Costa Nova do Prado, una playa atlántica en Portugal, es conocida por sus palheiros, construcciones que originalmente funcionaban como almacenes vinculados a la actividad pesquera. Con el paso del tiempo, estas estructuras evolucionaron hasta convertirse en casas vacacionales de madera, decoradas con franjas de colores vivos, y se consolidaron como uno de los símbolos más reconocibles del lugar.
Sin embargo, esta imagen tan característica tiende a eclipsar la existencia de otra tipología tradicional menos visible, aunque igualmente enraizada en la arquitectura vernácula de la región. Se trata de construcciones situadas a medio camino entre el palheiro y la casa gandareza —una vivienda rural propia de la zona—. Estas casas, pensadas como residencias de verano, suelen estar construidas en adobe (ladrillos de arena que a veces contienen pequeñas conchas marinas). Presentan tipologías comunes, con fachadas lisas y alineadas, adornadas con elementos decorativos sencillos. En su diseño, los tejados y aleros desempeñan un papel protagonista, aportando carácter sin recurrir a ornamentos excesivos.

En este contexto se enmarca una intervención singular: la recuperación de una ruina heredada por los nietos de una familia local, quienes, como testigos del devenir del lugar, decidieron convertirla en su vivienda permanente. La casa se ubica en una esquina de la Rua do Meio, una calle situada entre la ría y el mar. Aunque el agua no se ve directamente desde allí, su presencia se percibe, se intuye en el ambiente.
El volumen edificado responde con claridad al trazado urbano. La casa presenta cuatro fachadas, un tejado a cuatro aguas y cuatro buhardillas que interrumpen la cubierta. Estos elementos aportan complejidad formal al conjunto, reforzada por un juego de simetrías y equivalencias que confieren equilibrio y carácter al proyecto. Dos de las fachadas —las orientadas al oeste y al norte— se abren al espacio público, mientras que las del este y sur se orientan hacia callejones, una característica urbana habitual en la zona. El callejón del este se comparte con otras viviendas y sirve como acceso común, mientras que el del sur constituye el único espacio exterior privado de la casa: un pasillo de apenas 1,5 metros de ancho que ofrece cierta intimidad.


El acceso a la vivienda se realiza directamente desde la calle.

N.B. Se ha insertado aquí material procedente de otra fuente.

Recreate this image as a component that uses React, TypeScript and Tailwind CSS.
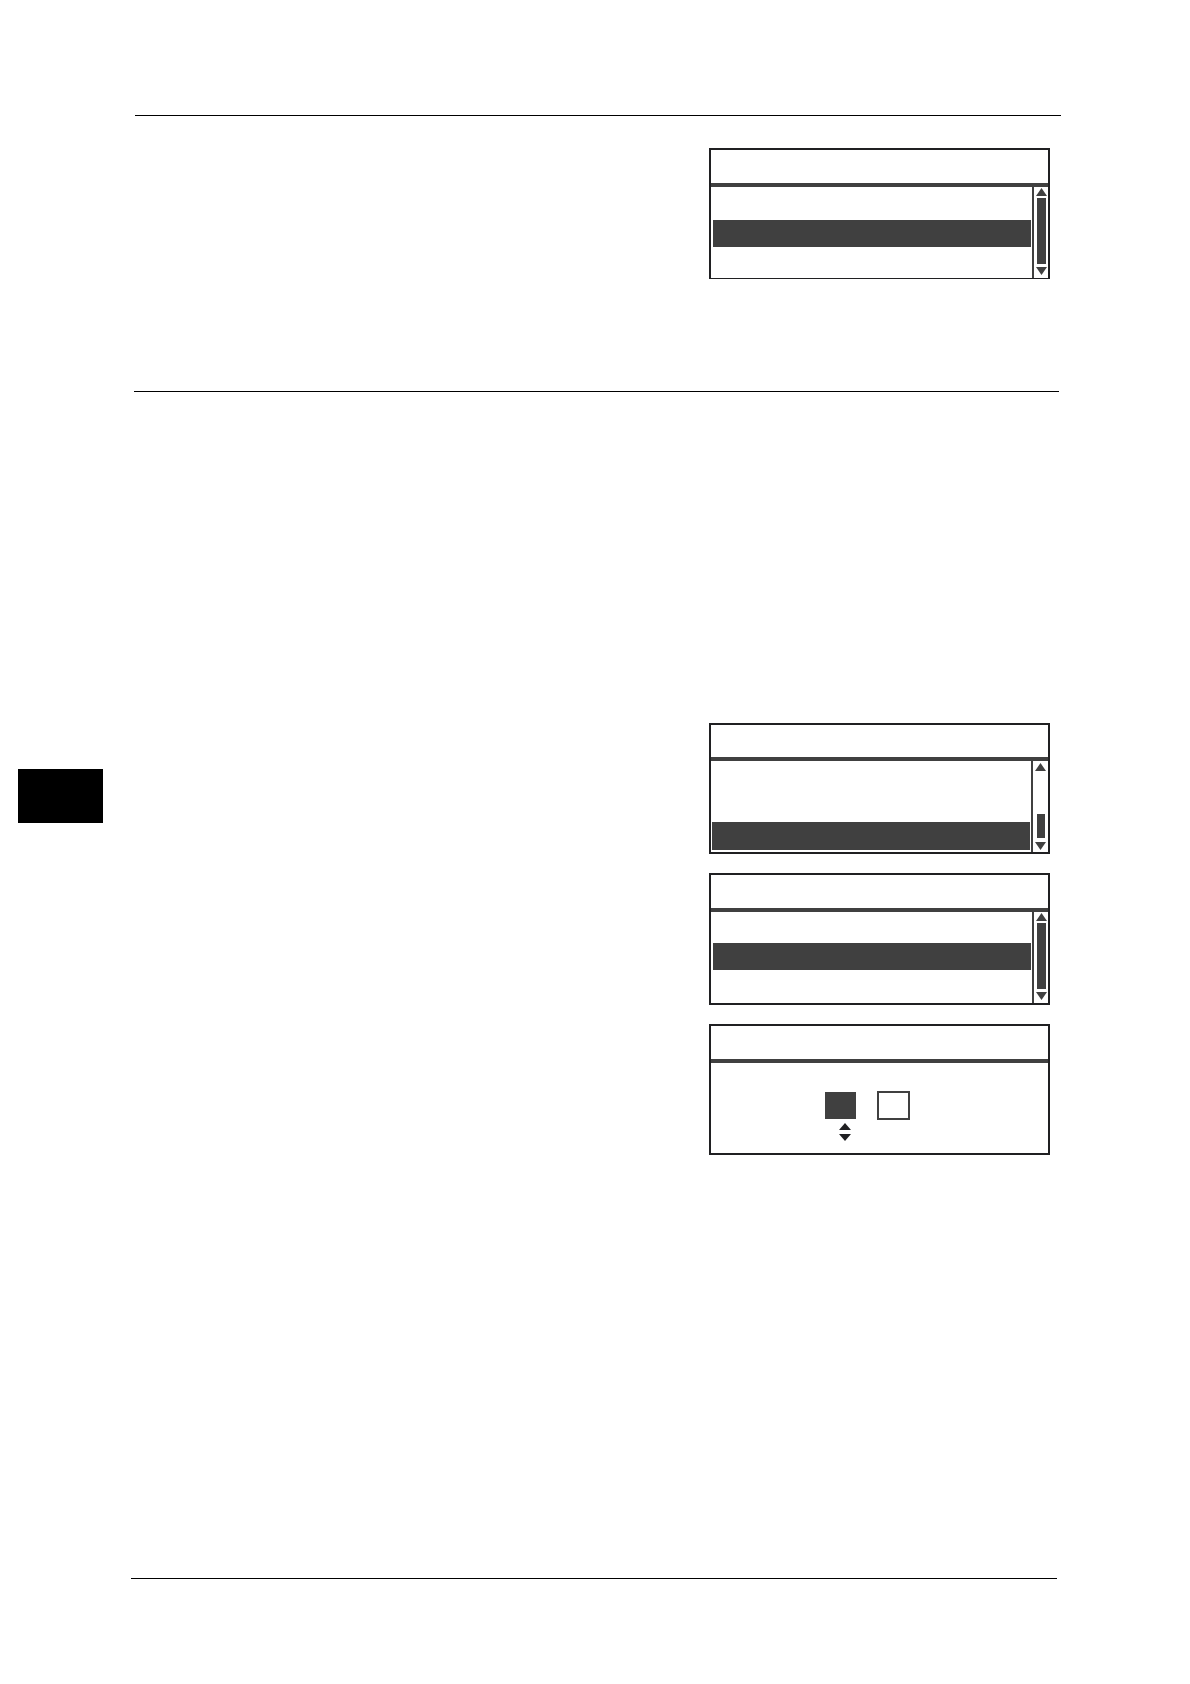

Para ello, se diseñó un pequeño vestíbulo interior que actúa como filtro entre el exterior y la zona de estar, retrasando el ingreso al salón y organizando el recorrido hacia las áreas de comedor y cocina. Esta última también se conecta directamente con la calle, reforzando la relación entre la vivienda y su entorno inmediato.
También en la planta baja, una suite con baño ocupa todo el ancho de la casa y se beneficia de la relación directa con el espacio exterior. Bajo la escalera se han ubicado dos espacios de uso cotidiano pero presencia mínima: un pequeño aseo y un área técnica/lavandería con acceso independiente desde el exterior, lo que facilita su uso funcional sin interferir en la vida doméstica principal.

En el altillo, dos dormitorios y un baño aprovechan las distintas secciones del tejado, destacadas por vigas de madera vistas que estructuran el espacio y le otorgan calidez. Todas las estancias cuentan con una ventana de buhardilla, cada una orientada hacia un cuadrante distinto, reforzando la relación equilibrada entre interior y entorno.


Los exteriores de la vivienda fueron en gran parte preservados, respetando elementos originales que definen su identidad: los detalles geométricos decorativos que enmarcan las aberturas, los muros de adobe, las ventanas correderas de madera, la cubierta de tejas y los aleros. La restauración mantuvo la paleta cromática original, con paredes blancas, molduras amarillas y carpinterías de madera lacadas en verde, reforzando así el vínculo visual y emocional con la casa original.

Sin embargo, durante el proceso de obra, los materiales comenzaron a manifestarse con mayor claridad. El adobe y la madera, en particular, adquirieron un protagonismo inesperado, lo que llevó a decidir que lo más acertado era dejarlos a la vista. Se optó entonces por una cierta crudeza material, sintetizada en el color terroso que finalmente adoptó la casa, haciéndola, al mismo tiempo, más abstracta en su forma y más concreta en su relación con el lugar.